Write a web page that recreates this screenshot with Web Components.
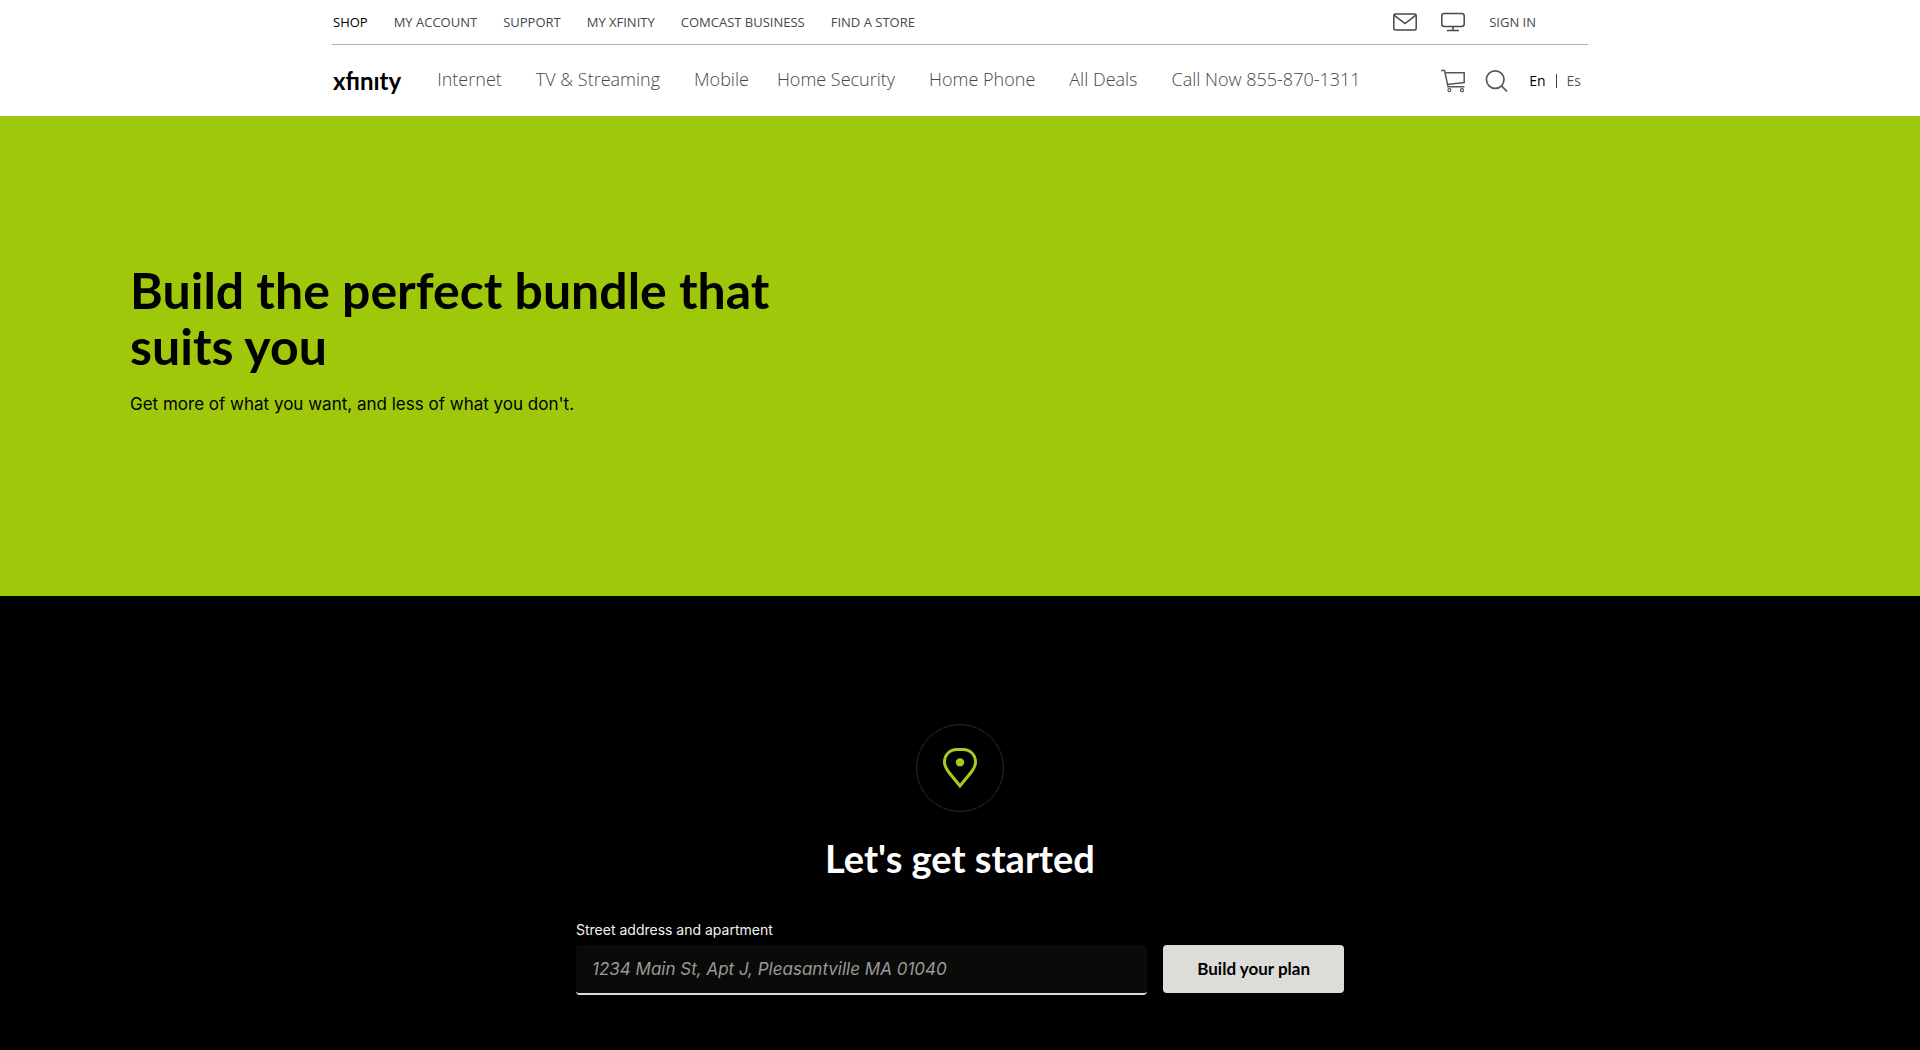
<!DOCTYPE html>
<html lang="en">
<head>
<meta charset="utf-8">
<title>Build your bundle</title>
<style>
  body {
    margin: 0;
    min-height: 100vh;
    display: flex;
    flex-direction: column;
    background: #000;
    font-family: "Open Sans", "Noto Sans", sans-serif;
  }
</style>
</head>
<body>

<xf-header>
  <xf-link slot="utility" kind="utility" current>SHOP</xf-link>
  <xf-link slot="utility" kind="utility">MY ACCOUNT</xf-link>
  <xf-link slot="utility" kind="utility">SUPPORT</xf-link>
  <xf-link slot="utility" kind="utility">MY XFINITY</xf-link>
  <xf-link slot="utility" kind="utility">COMCAST BUSINESS</xf-link>
  <xf-link slot="utility" kind="utility">FIND A STORE</xf-link>

  <xf-link slot="account" label="Email"><xf-icon name="mail"></xf-icon></xf-link>
  <xf-link slot="account" label="TV"><xf-icon name="tv"></xf-icon></xf-link>
  <xf-link slot="account" kind="utility">SIGN IN</xf-link>

  <xf-link slot="main" kind="main">Internet</xf-link>
  <xf-link slot="main" kind="main">TV &amp; Streaming</xf-link>
  <xf-link slot="main" kind="main" tight>Mobile</xf-link>
  <xf-link slot="main" kind="main">Home Security</xf-link>
  <xf-link slot="main" kind="main">Home Phone</xf-link>
  <xf-link slot="main" kind="main">All Deals</xf-link>
  <xf-link slot="main" kind="main">Call Now 855-870-1311</xf-link>

  <xf-link slot="tools" label="Cart"><xf-icon name="cart"></xf-icon></xf-link>
  <xf-link slot="tools" label="Search"><xf-icon name="search"></xf-icon></xf-link>
  <xf-language slot="tools"></xf-language>
</xf-header>

<xf-hero>
  <span slot="title">Build the perfect bundle that suits you</span>
  Get more of what you want, and less of what you don't.
</xf-hero>

<xf-start>
  <xf-icon slot="icon" name="pin"></xf-icon>
  <span slot="title">Let's get started</span>
  <xf-address-form></xf-address-form>
</xf-start>

<script>
(function () {
  const icons = {
    mail: {
      width: 24,
      height: 18,
      body: `<g fill="none" stroke="#44484c" stroke-width="1.5">
        <rect x="0.8" y="1" width="22.4" height="16" rx="1.5"/>
        <path d="M1 2.2 12 10.6 23 2.2"/>
      </g>`,
    },
    tv: {
      width: 24,
      height: 20,
      body: `<g fill="none" stroke="#44484c" stroke-width="1.5">
        <rect x="0.8" y="1.6" width="22.4" height="13" rx="2.5"/>
        <path d="M12 14.6V18.4M6 18.6H18"/>
      </g>`,
    },
    cart: {
      width: 24,
      height: 24,
      body: `<g fill="none" stroke="#55585a" stroke-width="1.5">
        <path d="M0 1.6H3.6L7 17.8H23.4"/>
        <path d="M4.2 3.7H23.2V13.6L6.2 15.4"/>
        <circle cx="8.4" cy="21.2" r="1.5" stroke-width="1.2"/>
        <circle cx="21" cy="21.2" r="1.5" stroke-width="1.2"/>
      </g>`,
    },
    search: {
      width: 24,
      height: 24,
      body: `<g fill="none" stroke="#55585a" stroke-width="1.7">
        <circle cx="10.2" cy="10.6" r="8.8"/>
        <path d="M16.4 16.8 22 22.4"/>
      </g>`,
    },
    pin: {
      width: 36,
      height: 42,
      body: `<path d="M18 39 7 25.5C3.8 21.4 2.5 18.6 2.5 15 2.5 7.6 7.8 2.5 15 2.5H21C28.2 2.5 33.5 7.6 33.5 15 33.5 18.6 32.2 21.4 29 25.5Z"
          fill="none" stroke="#a6cd1c" stroke-width="3"/>
        <circle cx="18" cy="15.4" r="4.2" fill="#a6cd1c"/>`,
    },
  };

  class XfIcon extends HTMLElement {
    constructor() {
      super();
      this.attachShadow({ mode: "open" });
    }

    connectedCallback() {
      const icon = icons[this.getAttribute("name")];

      this.shadowRoot.innerHTML = `
        <style>
          :host { display: block; }
          svg { display: block; }
        </style>
        <svg width="${icon.width}" height="${icon.height}"
          viewBox="0 0 ${icon.width} ${icon.height}" aria-hidden="true">${icon.body}</svg>
      `;
    }
  }

  class XfLink extends HTMLElement {
    constructor() {
      super();
      this.attachShadow({ mode: "open" });

      this.shadowRoot.innerHTML = `
        <style>
          :host { display: block; white-space: nowrap; }
          a {
            display: block;
            color: #44484c;
            text-decoration: none;
          }
          :host([kind="utility"]) { font-size: 13px; line-height: 16px; }
          :host([kind="main"]) {
            padding: 0 34px 4px 0;
            font-size: 18px;
            font-weight: 300;
            line-height: 24px;
          }
          :host([tight]) { padding-right: 28px; }
          :host([current]) a { color: #000; }
        </style>
        <a href="#"><slot></slot></a>
      `;
    }

    connectedCallback() {
      const label = this.getAttribute("label");

      if (label) {
        this.shadowRoot.querySelector("a").setAttribute("aria-label", label);
      }
    }
  }

  class XfLanguage extends HTMLElement {
    constructor() {
      super();
      this.attachShadow({ mode: "open" });

      this.shadowRoot.innerHTML = `
        <style>
          :host {
            display: flex;
            align-items: center;
            gap: 10px;
            font-size: 14px;
            line-height: 16px;
          }
          a { color: #55585a; text-decoration: none; }
          a.current { color: #000; }
          .bar { width: 1px; height: 14px; background: #44484c; }
        </style>
        <a class="current" href="#" lang="en">En</a>
        <span class="bar"></span>
        <a href="#" lang="es">Es</a>
      `;
    }
  }

  class XfHeader extends HTMLElement {
    constructor() {
      super();
      this.attachShadow({ mode: "open" });

      this.shadowRoot.innerHTML = `
        <style>
          :host { display: block; background: #fff; }
          header {
            max-width: 1256px;
            margin: 0 auto;
          }
          .row, nav, .side {
            display: flex;
            align-items: center;
          }
          .row { justify-content: space-between; }
          .utility {
            height: 44px;
            padding: 0 52px 0 1px;
            border-bottom: 1px solid #b0b0b0;
          }
          .utility nav { gap: 26px; }
          .utility .side { gap: 24px; }
          .main {
            height: 71px;
            padding: 0 7px 0 1px;
          }
          .main .side { gap: 20px; }
          .logo {
            padding-right: 36px;
            color: #000;
            font: 700 24px/32px Lato, sans-serif;
            text-decoration: none;
          }
        </style>
        <header>
          <div class="row utility">
            <nav aria-label="Sites"><slot name="utility"></slot></nav>
            <div class="side"><slot name="account"></slot></div>
          </div>
          <div class="row main">
            <nav aria-label="Main">
              <a class="logo" href="#" aria-label="xfinity">xfınıty</a>
              <slot name="main"></slot>
            </nav>
            <div class="side"><slot name="tools"></slot></div>
          </div>
        </header>
      `;
    }
  }

  class XfHero extends HTMLElement {
    constructor() {
      super();
      this.attachShadow({ mode: "open" });

      this.shadowRoot.innerHTML = `
        <style>
          :host {
            display: block;
            box-sizing: border-box;
            min-height: 480px;
            padding: 146px 130px;
            background: #a0c80a;
            color: #000;
          }
          h1 {
            max-width: 700px;
            margin: 0 0 16px;
            font: 700 50px/56px Lato, sans-serif;
          }
          p {
            margin: 0;
            font: 400 17px/28px Inter, sans-serif;
          }
        </style>
        <h1><slot name="title"></slot></h1>
        <p><slot></slot></p>
      `;
    }
  }

  class XfStart extends HTMLElement {
    constructor() {
      super();
      this.attachShadow({ mode: "open" });

      this.shadowRoot.innerHTML = `
        <style>
          :host {
            display: flex;
            flex: 1;
            flex-direction: column;
            align-items: center;
            padding: 128px 24px 48px;
            background: #000;
            color: #fff;
          }
          .badge {
            display: grid;
            place-items: center;
            box-sizing: border-box;
            width: 88px;
            height: 88px;
            border: 1px solid #2b2b2b;
            border-radius: 50%;
          }
          h2 {
            margin: 24px 0 40px;
            font: 700 38px/44px Lato, sans-serif;
          }
        </style>
        <div class="badge"><slot name="icon"></slot></div>
        <h2><slot name="title"></slot></h2>
        <slot></slot>
      `;
    }
  }

  class XfAddressForm extends HTMLElement {
    constructor() {
      super();
      this.attachShadow({ mode: "open" });

      this.shadowRoot.innerHTML = `
        <style>
          :host { display: block; width: 100%; max-width: 768px; }
          form { margin: 0; }
          label {
            display: block;
            margin-bottom: 5px;
            color: #f2f2f0;
            font: 400 14px/20px Inter, sans-serif;
          }
          .fields {
            display: flex;
            align-items: flex-start;
            gap: 16px;
          }
          input {
            flex: 1;
            min-width: 0;
            box-sizing: border-box;
            height: 50px;
            padding: 0 16px;
            border: 0;
            border-bottom: 2px solid #dcddd9;
            border-radius: 4px;
            background: #0a0a09;
            color: #fff;
            font: 400 17px/24px Inter, sans-serif;
          }
          input::placeholder { color: #9a9a98; font-style: italic; opacity: 1; }
          button {
            height: 48px;
            padding: 0 34px;
            border: 0;
            border-radius: 4px;
            background: #dcddd9;
            color: #000;
            font: 700 17px/24px Lato, sans-serif;
          }
        </style>
        <form>
          <label for="address">Street address and apartment</label>
          <div class="fields">
            <input id="address" type="text" placeholder="1234 Main St, Apt J, Pleasantville MA 01040">
            <button type="button">Build your plan</button>
          </div>
        </form>
      `;
    }
  }

  customElements.define("xf-icon", XfIcon);
  customElements.define("xf-link", XfLink);
  customElements.define("xf-language", XfLanguage);
  customElements.define("xf-header", XfHeader);
  customElements.define("xf-hero", XfHero);
  customElements.define("xf-start", XfStart);
  customElements.define("xf-address-form", XfAddressForm);
})();
</script>
</body>
</html>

——————————

> PROBLEM DETAILS: Write out exactly the lines between the start of the data and the line with "</xf-start>", including both, but none of the pictures.

> RESPONSE BELOW:
Write a web page that recreates this screenshot with Web Components.
<!DOCTYPE html>
<html lang="en">
<head>
<meta charset="utf-8">
<title>Build your bundle</title>
<style>
  body {
    margin: 0;
    min-height: 100vh;
    display: flex;
    flex-direction: column;
    background: #000;
    font-family: "Open Sans", "Noto Sans", sans-serif;
  }
</style>
</head>
<body>

<xf-header>
  <xf-link slot="utility" kind="utility" current>SHOP</xf-link>
  <xf-link slot="utility" kind="utility">MY ACCOUNT</xf-link>
  <xf-link slot="utility" kind="utility">SUPPORT</xf-link>
  <xf-link slot="utility" kind="utility">MY XFINITY</xf-link>
  <xf-link slot="utility" kind="utility">COMCAST BUSINESS</xf-link>
  <xf-link slot="utility" kind="utility">FIND A STORE</xf-link>

  <xf-link slot="account" label="Email"><xf-icon name="mail"></xf-icon></xf-link>
  <xf-link slot="account" label="TV"><xf-icon name="tv"></xf-icon></xf-link>
  <xf-link slot="account" kind="utility">SIGN IN</xf-link>

  <xf-link slot="main" kind="main">Internet</xf-link>
  <xf-link slot="main" kind="main">TV &amp; Streaming</xf-link>
  <xf-link slot="main" kind="main" tight>Mobile</xf-link>
  <xf-link slot="main" kind="main">Home Security</xf-link>
  <xf-link slot="main" kind="main">Home Phone</xf-link>
  <xf-link slot="main" kind="main">All Deals</xf-link>
  <xf-link slot="main" kind="main">Call Now 855-870-1311</xf-link>

  <xf-link slot="tools" label="Cart"><xf-icon name="cart"></xf-icon></xf-link>
  <xf-link slot="tools" label="Search"><xf-icon name="search"></xf-icon></xf-link>
  <xf-language slot="tools"></xf-language>
</xf-header>

<xf-hero>
  <span slot="title">Build the perfect bundle that suits you</span>
  Get more of what you want, and less of what you don't.
</xf-hero>

<xf-start>
  <xf-icon slot="icon" name="pin"></xf-icon>
  <span slot="title">Let's get started</span>
  <xf-address-form></xf-address-form>
</xf-start>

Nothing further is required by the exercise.